Domestic economic strain shapes Washington’s urgency
The United States’ push for international involvement is also shaped by domestic considerations. Rising fuel prices are directly affecting consumers, creating political pressure that cannot be ignored. At the same time, the financial cost of sustained military engagement is adding to the burden.
This dual pressure is influencing the administration’s strategy. By pursuing a coalition approach, the United States can distribute both operational and financial responsibilities, reducing the strain on its own resources. It also allows policymakers to frame the response as a collective effort, which can help mitigate domestic criticism.
However, this strategy must balance competing priorities. Escalation risks deeper involvement, while restraint could be interpreted as a lack of resolve. The resulting policy approach reflects this tension, combining diplomatic outreach with continued military readiness.
The outcome of this balancing act will play a significant role in determining the trajectory of the crisis. Domestic pressures are not just a background factor—they are actively shaping the pace and direction of U.S. decision-making.

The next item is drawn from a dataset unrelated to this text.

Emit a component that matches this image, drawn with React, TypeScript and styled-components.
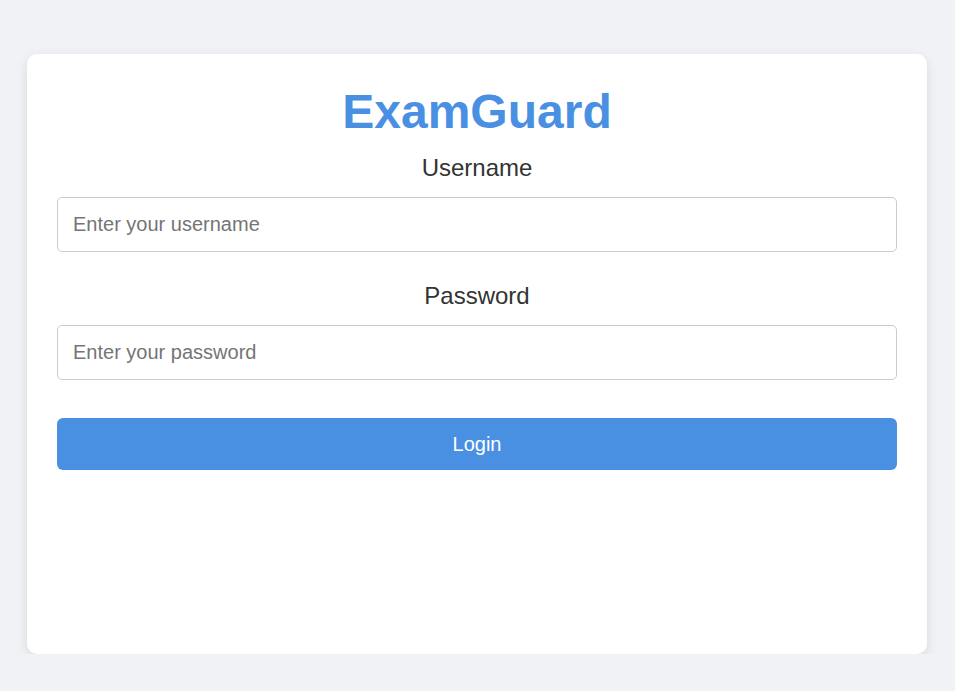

The pathway to reopening the Strait of Hormuz remains uncertain, shaped by a complex interplay of military capability, diplomatic negotiation, economic pressure, and political calculation. What is clear, however, is that the crisis has exposed the limitations of traditional approaches to energy security. The United States’ turn toward coalition-building reflects a broader recognition that maintaining stability in critical global systems now requires shared responsibility rather than unilateral control.